As part of Security Innovation's internship program, I spent a month conducting extensive research on Android malware; in particular, the automated analysis of malware for the purpose of uncovering insights that can help in identifying new strains or modified versions of existing malware.
I began by setting a series of attainable goals: researching Chinese application marketplaces, automating identification of permissions both claimed and used by applications, and automating compiler fingerprint to determine the likelihood that an application has been modified from its original source. In addition to these quicker and more attainable goals, I set some stretch goals that revolved around the implementation and identification of more advanced static analysis techniques to reveal useful information about how malware samples actually behave. For instance, more detailed static analysis could be used to drill down into specific high-risk API calls and the arguments to them. One use for such analysis would is to get a glimpse into what types of information a Remote Access Trojan (RAT) might be sending to and receiving from a command and control server. Also useful is understanding how that information is being transferred, whether by HTTP, SMS, or some other medium.

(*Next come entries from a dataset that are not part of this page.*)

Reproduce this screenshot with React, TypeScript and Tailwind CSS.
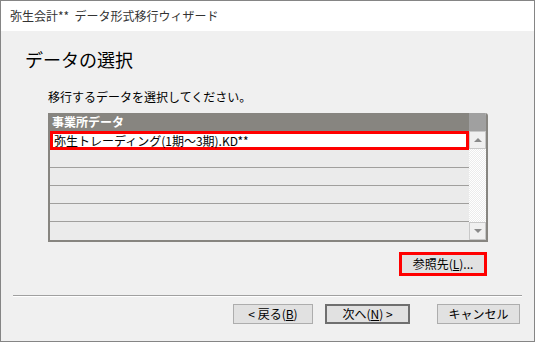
import React from "react";

const font = { fontFamily: '"Noto Sans CJK JP", "Liberation Sans", sans-serif' };

function WinButton({ children, w, isDefault }: { children: React.ReactNode; w: string; isDefault?: boolean }) {
  return (
    <div
      className={`${w} h-[20px] flex items-center justify-center bg-[#e1e1e1] text-[12px] text-black ${
        isDefault ? "border-2 border-[#6f6f6f]" : "border border-[#adadad]"
      }`}
    >
      {children}
    </div>
  );
}

export default function App() {
  const emptyRows = [0, 1, 2, 3, 4];

  return (
    <div className="w-[535px] h-[342px] border border-[#858585] bg-[#f0f0f0] flex flex-col" style={font}>
      {/* title bar */}
      <div className="h-[30px] bg-white flex items-center pl-[9px] text-[12px] text-[#333]">
        弥生会計**&nbsp;&nbsp;データ形式移行ウィザード
      </div>

      <div className="pl-[24px] mt-[17px] text-[18px] leading-[22px] text-black">データの選択</div>

      <div className="pl-[47px] mt-[19px] text-[12px] leading-[16px] text-black">移行するデータを選択してください。</div>

      {/* list */}
      <div className="ml-[47px] mt-[8px] w-[440px] flex border-l-2 border-r-2 border-b-2 border-[#878580] rounded-tr-[3px] overflow-hidden">
        <div className="flex-1 flex flex-col">
          <div className="h-[18px] bg-[#878580] text-white font-bold text-[12px] leading-[18px] pl-[2px]">事業所データ</div>
          <div className="h-[19px] bg-white border-[3px] border-[#ff0000] text-[12px] leading-[13px] pl-[1px] text-black">
            弥生トレーディング(1期～3期).KD**
          </div>
          {emptyRows.map((i) => (
            <div
              key={i}
              className={`h-[18px] bg-[#ebebeb] ${i < 4 ? "border-b border-[#a09f9d]" : ""}`}
            />
          ))}
        </div>
        <div className="w-[17px] flex flex-col">
          <div className="h-[18px] bg-[#a0a0a0]" />
          <div className="h-[18px] bg-[#f0f0f0] border border-[#c8c8c8] flex items-center justify-center">
            <div className="w-0 h-0 border-l-[4px] border-r-[4px] border-b-[4px] border-l-transparent border-r-transparent border-b-[#8a8a8a]" />
          </div>
          <div className="flex-1 bg-[repeating-conic-gradient(#ececec_0%_25%,#ffffff_0%_50%)] bg-[length:2px_2px]" />
          <div className="h-[18px] bg-[#f0f0f0] border border-[#c8c8c8] flex items-center justify-center">
            <div className="w-0 h-0 border-l-[4px] border-r-[4px] border-t-[4px] border-l-transparent border-r-transparent border-t-[#8a8a8a]" />
          </div>
        </div>
      </div>

      {/* browse button */}
      <div className="flex justify-end pr-[47px] mt-[10px]">
        <div className="w-[88px] h-[24px] border-[3px] border-[#ff0000] bg-[#e1e1e1] flex items-center justify-center text-[12px] text-black">
          参照先(<span className="underline">L</span>)...
        </div>
      </div>

      {/* separator */}
      <div className="mx-[12px] mt-[19px] h-[2px] border-t border-[#a0a0a0] border-b border-b-white" />

      {/* bottom buttons */}
      <div className="flex justify-end pr-[14px] mt-[7px]">
        <WinButton w="w-[80px]">
          &lt; 戻る(<span className="underline">B</span>)
        </WinButton>
        <div className="ml-[12px]">
          <WinButton w="w-[85px]" isDefault>
            次へ(<span className="underline">N</span>) &gt;
          </WinButton>
        </div>
        <div className="ml-[27px]">
          <WinButton w="w-[83px]">キャンセル</WinButton>
        </div>
      </div>
    </div>
  );
}
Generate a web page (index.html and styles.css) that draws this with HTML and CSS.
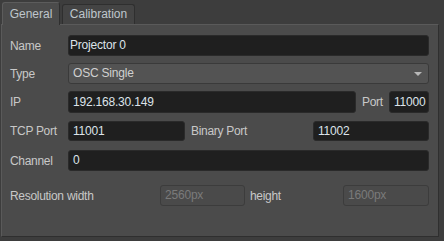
FILE: index.html
```html
<!DOCTYPE html>
<html>
<head>
<meta charset="utf-8">
<link rel="stylesheet" href="styles.css">
</head>
<body>
<div class="window">
  <div class="tabs">
    <div class="tab active">General</div>
    <div class="tab">Calibration</div>
  </div>
  <div class="panel">
    <div class="row r-name">
      <span class="label">Name</span>
      <div class="input grow name-input">Projector 0</div>
    </div>
    <div class="row r-type">
      <span class="label">Type</span>
      <div class="select grow">OSC Single<span class="arrow"></span></div>
    </div>
    <div class="row r-ip">
      <span class="label">IP</span>
      <div class="input ip">192.168.30.149</div>
      <span class="label-inline port-label">Port</span>
      <div class="input port">11000</div>
    </div>
    <div class="row r-tcp">
      <span class="label">TCP Port</span>
      <div class="input tcp">11001</div>
      <span class="label-inline binary-label">Binary Port</span>
      <div class="input grow">11002</div>
    </div>
    <div class="row r-chan">
      <span class="label">Channel</span>
      <div class="input grow">0</div>
    </div>
    <div class="row r-res">
      <span class="label">Resolution</span>
      <span class="label-inline width-label">width</span>
      <div class="input disabled w">2560px</div>
      <span class="label-inline height-label">height</span>
      <div class="input disabled grow">1600px</div>
    </div>
  </div>
</div>
</body>
</html>
```
FILE: styles.css
```css
* { box-sizing: border-box; }
html, body {
  margin: 0;
  padding: 0;
  width: 444px;
  height: 241px;
  background: #3d3d3d;
  font-family: "Liberation Sans", Arial, sans-serif;
  font-size: 11px;
  color: #cdcdcd;
  overflow: hidden;
}
.window {
  padding: 2px 0 0 1px;
}
.tabs {
  display: flex;
  align-items: flex-end;
  height: 22px;
  padding-left: 1px;
  gap: 2px;
  position: relative;
  z-index: 1;
}
.tab {
  height: 20px;
  width: 73px;
  text-align: center;
  line-height: 19px;
  background: #444444;
  border: 1px solid #2f2f2f;
  border-bottom: none;
  border-radius: 3px 3px 0 0;
  color: #bfc6cc;
  font-size: 12px;
}
.tab.active {
  width: 58px;
  height: 23px;
  line-height: 22px;
  background: #4b4b4b;
  border-color: #5c5c5c #2f2f2f #2f2f2f #5c5c5c;
  margin-bottom: -1px;
}
.panel {
  width: 438px;
  height: 213px;
  background: #4b4b4b;
  border: 1px solid #2f2f2f;
  border-top-color: #5a5a5a;
  border-left-color: #5a5a5a;
  padding: 10px 9px 0 8px;
  display: flex;
  flex-direction: column;
}
.row {
  display: flex;
  align-items: center;
  height: 21px;
  flex: none;
}
.r-type { margin-top: 7px; }
.r-ip { margin-top: 7px; height: 22px; }
.r-ip .input { height: 22px; line-height: 20px; }
.r-tcp { margin-top: 8px; height: 20px; }
.r-tcp .input { height: 20px; line-height: 18px; }
.r-chan { margin-top: 9px; }
.r-res { margin-top: 14px; }
.label {
  width: 58px;
  flex: none;
  color: #c8c8c8;
  font-size: 12px;
  letter-spacing: -0.3px;
}
.label-inline {
  color: #c8c8c8;
  flex: none;
  font-size: 12px;
  letter-spacing: -0.3px;
}
.input, .select {
  height: 21px;
  border-radius: 3px;
  background: #1f1f1f;
  border: 1px solid #2a2a2a;
  color: #dde3ea;
  padding: 0 4px;
  line-height: 19px;
  white-space: nowrap;
  flex: none;
  font-size: 12px;
  letter-spacing: -0.2px;
}
.name-input { padding-left: 1px; }
.grow { flex: 1; }
.select {
  position: relative;
  background: #535353;
  border-color: #3a3a3a;
  color: #d0d0d0;
  padding-left: 4px;
}
.arrow {
  position: absolute;
  right: 6px;
  top: 8px;
  width: 0;
  height: 0;
  border-left: 4px solid transparent;
  border-right: 4px solid transparent;
  border-top: 4px solid #b8b8b8;
}
.ip { width: 288px; }
.port-label { margin-left: 6px; width: 27px; }
.port { width: 40px; }
.tcp { width: 117px; }
.binary-label { margin-left: 6px; width: 122px; }
.width-label { width: 93px; margin-left: -1px; }
.w { width: 85px; }
.height-label { margin-left: 5px; width: 93px; }
.input.disabled {
  background: #4a4a4a;
  border-color: #3c3c3c;
  color: #7a7a7a;
}
```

Initial tests revealed that a large portion of applications were employing dangerous permissions, many of which were indicative of a Trojan exfiltrating device information or communicating with a command and control server. Use of further techniques revealed frequent attempts to escalate privileges, typically by simply requesting them from an unsuspecting user.
It was a major concern that most of these applications were flagged as behaving suspiciously. While these third-party app stores aren't very popular in the United States, a majority of Chinese smartphone users use them as an alternative to Google Play, which is banned in China. The use of third-party app stores poses a big security risk with the only security alternative being complete avoidance. This risk not only pertains to malicious applications that make it past the app review processes, but also the lack of TLS on most of these stores that opens up an avenue for local attackers to backdoor applications on target users' phones. Still, users will often favor convenience, among other factors, when installing applications.
Resultantly, I began the process of designing automated tests to identify malware critical to a strong, trustworthy app review. While many of these stores do implement automated checks to weed out malicious applications (as well as scraping apps directly from Google Play so that their authenticity is maintained), it's hard to determine quickly which have these security measures in place. Hopefully these stores will continue to make steps in the right direction but I encourage researchers to continue to develop new test cases and malware analysis techniques, which will continue to assist in increasing the protections afforded to users by Google Play and a variety of third-party app stores.